STATED PROBLEM:
Pictures in the entries below are excluded; copy only the lines from the one containing "Recreate this image" to the one containing "Check, ChevronDown, X", both included.

╔══

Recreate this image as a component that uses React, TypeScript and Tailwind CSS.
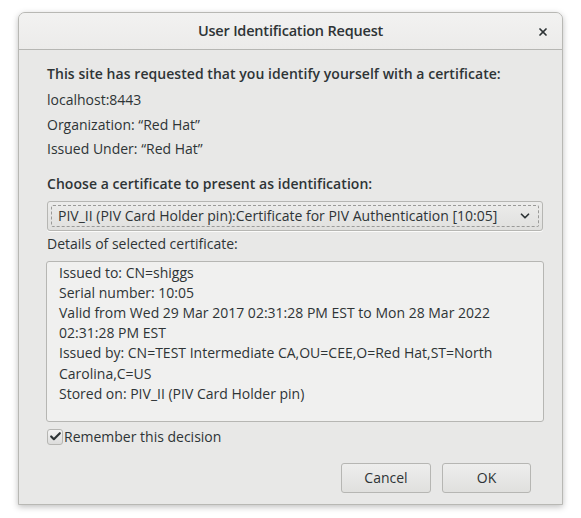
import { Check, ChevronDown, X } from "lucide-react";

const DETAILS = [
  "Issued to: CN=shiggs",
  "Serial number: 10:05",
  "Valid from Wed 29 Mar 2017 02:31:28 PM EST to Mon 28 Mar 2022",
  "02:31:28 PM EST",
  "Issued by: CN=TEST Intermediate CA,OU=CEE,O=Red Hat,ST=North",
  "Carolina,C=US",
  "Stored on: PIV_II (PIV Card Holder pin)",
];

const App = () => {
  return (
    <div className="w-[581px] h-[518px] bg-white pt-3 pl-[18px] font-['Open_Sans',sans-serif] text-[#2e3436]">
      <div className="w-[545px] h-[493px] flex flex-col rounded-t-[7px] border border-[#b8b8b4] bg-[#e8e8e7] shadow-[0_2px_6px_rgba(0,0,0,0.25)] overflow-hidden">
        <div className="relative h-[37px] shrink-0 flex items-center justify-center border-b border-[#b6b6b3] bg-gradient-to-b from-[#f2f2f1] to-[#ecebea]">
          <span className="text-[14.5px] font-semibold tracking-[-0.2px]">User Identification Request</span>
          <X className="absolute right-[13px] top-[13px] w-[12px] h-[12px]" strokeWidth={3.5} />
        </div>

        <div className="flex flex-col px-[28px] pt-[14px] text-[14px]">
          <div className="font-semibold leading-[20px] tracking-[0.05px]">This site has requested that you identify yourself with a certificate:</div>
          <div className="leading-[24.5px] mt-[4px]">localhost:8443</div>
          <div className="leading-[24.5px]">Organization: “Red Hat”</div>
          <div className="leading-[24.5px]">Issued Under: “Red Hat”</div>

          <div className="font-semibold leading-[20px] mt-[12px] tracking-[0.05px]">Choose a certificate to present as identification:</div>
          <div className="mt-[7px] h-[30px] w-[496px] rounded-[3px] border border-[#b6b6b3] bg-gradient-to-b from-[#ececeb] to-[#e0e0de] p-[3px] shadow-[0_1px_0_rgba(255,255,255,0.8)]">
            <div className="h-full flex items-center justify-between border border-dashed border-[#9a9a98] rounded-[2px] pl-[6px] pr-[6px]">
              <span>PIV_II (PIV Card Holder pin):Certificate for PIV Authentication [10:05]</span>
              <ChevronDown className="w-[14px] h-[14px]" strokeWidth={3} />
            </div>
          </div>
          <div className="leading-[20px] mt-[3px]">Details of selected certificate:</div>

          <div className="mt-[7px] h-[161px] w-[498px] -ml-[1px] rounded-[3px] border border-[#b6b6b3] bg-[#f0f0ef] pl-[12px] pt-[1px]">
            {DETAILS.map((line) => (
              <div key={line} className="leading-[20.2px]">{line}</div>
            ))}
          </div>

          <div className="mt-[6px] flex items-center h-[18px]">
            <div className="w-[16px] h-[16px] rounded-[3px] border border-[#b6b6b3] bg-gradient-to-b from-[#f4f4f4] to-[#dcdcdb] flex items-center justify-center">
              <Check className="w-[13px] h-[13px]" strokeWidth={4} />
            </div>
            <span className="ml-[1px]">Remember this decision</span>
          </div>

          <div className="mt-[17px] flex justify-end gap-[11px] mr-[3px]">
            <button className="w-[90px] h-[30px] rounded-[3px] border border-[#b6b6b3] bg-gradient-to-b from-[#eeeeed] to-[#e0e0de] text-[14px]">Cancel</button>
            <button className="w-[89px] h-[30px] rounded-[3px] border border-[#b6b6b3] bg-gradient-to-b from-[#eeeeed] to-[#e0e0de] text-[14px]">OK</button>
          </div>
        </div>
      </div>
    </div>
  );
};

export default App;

╚══
╔══

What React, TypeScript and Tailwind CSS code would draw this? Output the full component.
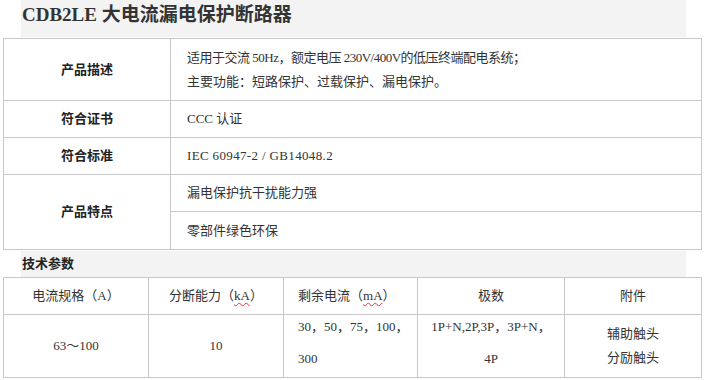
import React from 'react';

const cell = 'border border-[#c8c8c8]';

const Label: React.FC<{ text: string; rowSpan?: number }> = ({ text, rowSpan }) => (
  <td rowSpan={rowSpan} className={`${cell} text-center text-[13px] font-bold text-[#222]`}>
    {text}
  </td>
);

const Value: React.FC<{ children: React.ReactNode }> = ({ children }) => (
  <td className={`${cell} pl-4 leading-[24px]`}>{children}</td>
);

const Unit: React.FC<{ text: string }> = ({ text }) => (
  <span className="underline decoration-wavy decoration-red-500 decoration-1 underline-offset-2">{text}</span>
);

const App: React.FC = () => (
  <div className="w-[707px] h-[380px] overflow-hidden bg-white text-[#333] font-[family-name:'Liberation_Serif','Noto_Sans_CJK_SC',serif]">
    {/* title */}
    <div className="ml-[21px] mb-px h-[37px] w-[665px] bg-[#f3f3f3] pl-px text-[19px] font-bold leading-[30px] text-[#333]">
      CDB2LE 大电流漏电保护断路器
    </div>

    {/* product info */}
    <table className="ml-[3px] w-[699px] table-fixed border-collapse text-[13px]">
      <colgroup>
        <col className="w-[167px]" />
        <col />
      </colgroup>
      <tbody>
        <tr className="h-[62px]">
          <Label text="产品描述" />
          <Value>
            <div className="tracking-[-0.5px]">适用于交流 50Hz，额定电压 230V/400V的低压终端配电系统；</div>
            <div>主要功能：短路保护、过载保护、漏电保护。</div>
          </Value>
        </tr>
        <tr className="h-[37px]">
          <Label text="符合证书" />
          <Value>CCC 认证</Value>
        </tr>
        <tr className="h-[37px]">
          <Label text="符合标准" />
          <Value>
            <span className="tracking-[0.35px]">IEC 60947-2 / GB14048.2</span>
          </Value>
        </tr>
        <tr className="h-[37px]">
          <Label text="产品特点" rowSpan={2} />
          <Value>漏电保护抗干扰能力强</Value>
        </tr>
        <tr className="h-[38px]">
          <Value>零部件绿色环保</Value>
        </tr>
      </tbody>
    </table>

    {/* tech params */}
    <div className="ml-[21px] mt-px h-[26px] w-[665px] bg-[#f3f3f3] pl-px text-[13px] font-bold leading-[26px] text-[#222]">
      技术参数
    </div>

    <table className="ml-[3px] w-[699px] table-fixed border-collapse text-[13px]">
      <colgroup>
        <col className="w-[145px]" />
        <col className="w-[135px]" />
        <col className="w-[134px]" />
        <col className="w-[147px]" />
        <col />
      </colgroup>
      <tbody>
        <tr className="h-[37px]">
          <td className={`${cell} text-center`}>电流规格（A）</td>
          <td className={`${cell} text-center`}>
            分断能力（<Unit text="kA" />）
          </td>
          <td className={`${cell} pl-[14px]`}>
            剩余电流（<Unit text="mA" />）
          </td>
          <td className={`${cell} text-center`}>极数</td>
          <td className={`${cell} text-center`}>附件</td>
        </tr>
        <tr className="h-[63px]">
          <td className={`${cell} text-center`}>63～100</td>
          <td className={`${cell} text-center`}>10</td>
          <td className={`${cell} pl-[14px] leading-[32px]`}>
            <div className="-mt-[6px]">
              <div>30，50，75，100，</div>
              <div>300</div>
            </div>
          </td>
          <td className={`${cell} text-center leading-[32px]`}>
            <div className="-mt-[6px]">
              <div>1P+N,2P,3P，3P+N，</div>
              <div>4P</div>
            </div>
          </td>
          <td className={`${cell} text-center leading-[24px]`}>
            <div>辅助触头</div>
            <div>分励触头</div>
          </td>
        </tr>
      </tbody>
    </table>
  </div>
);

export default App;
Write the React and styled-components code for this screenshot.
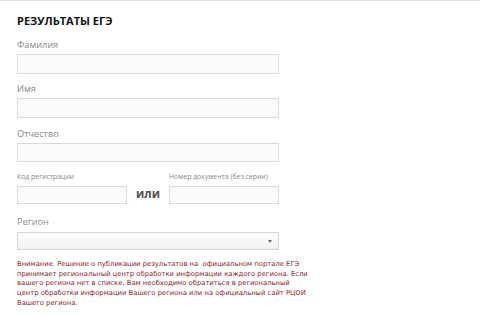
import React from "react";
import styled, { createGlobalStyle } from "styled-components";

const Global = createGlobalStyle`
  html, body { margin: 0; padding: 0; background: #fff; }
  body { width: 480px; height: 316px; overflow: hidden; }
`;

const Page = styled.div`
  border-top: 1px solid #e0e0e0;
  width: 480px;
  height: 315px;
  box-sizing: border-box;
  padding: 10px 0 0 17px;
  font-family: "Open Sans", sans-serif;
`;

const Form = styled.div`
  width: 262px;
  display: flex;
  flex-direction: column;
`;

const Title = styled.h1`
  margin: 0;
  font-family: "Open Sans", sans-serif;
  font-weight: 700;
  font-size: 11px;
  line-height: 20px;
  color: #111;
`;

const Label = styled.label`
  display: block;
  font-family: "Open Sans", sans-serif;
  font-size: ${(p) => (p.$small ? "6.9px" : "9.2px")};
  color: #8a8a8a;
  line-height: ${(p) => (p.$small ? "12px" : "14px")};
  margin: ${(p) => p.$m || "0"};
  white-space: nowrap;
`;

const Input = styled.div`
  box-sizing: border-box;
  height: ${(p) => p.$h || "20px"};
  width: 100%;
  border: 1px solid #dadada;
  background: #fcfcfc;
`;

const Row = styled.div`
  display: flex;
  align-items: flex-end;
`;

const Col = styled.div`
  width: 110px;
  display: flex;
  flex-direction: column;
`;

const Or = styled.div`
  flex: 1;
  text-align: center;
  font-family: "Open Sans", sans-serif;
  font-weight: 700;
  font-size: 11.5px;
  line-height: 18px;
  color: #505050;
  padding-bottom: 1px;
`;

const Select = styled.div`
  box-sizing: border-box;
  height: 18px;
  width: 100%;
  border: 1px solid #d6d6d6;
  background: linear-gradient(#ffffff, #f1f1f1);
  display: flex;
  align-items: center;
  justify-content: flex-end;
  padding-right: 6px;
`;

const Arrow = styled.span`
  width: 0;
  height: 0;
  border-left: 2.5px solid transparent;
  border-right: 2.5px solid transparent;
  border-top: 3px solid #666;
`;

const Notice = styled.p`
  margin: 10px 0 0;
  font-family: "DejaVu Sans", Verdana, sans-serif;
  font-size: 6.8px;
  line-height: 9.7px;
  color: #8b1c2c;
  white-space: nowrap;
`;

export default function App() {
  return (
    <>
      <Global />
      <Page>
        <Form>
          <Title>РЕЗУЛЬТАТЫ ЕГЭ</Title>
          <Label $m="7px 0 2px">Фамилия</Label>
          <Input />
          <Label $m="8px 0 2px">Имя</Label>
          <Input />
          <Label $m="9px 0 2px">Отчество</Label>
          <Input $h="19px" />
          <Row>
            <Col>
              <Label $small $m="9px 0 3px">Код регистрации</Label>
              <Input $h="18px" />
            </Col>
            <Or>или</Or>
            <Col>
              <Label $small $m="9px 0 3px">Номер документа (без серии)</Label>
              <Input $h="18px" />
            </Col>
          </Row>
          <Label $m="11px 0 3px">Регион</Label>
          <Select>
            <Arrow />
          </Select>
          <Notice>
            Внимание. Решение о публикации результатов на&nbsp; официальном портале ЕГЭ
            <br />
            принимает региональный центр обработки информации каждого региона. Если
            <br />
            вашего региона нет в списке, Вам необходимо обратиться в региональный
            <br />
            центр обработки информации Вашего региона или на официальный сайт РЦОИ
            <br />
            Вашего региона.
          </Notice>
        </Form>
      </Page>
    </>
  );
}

╚══

RESULT OF THIS EXERCISE:
Recreate this image as a component that uses React, TypeScript and Tailwind CSS.
import { Check, ChevronDown, X } from "lucide-react";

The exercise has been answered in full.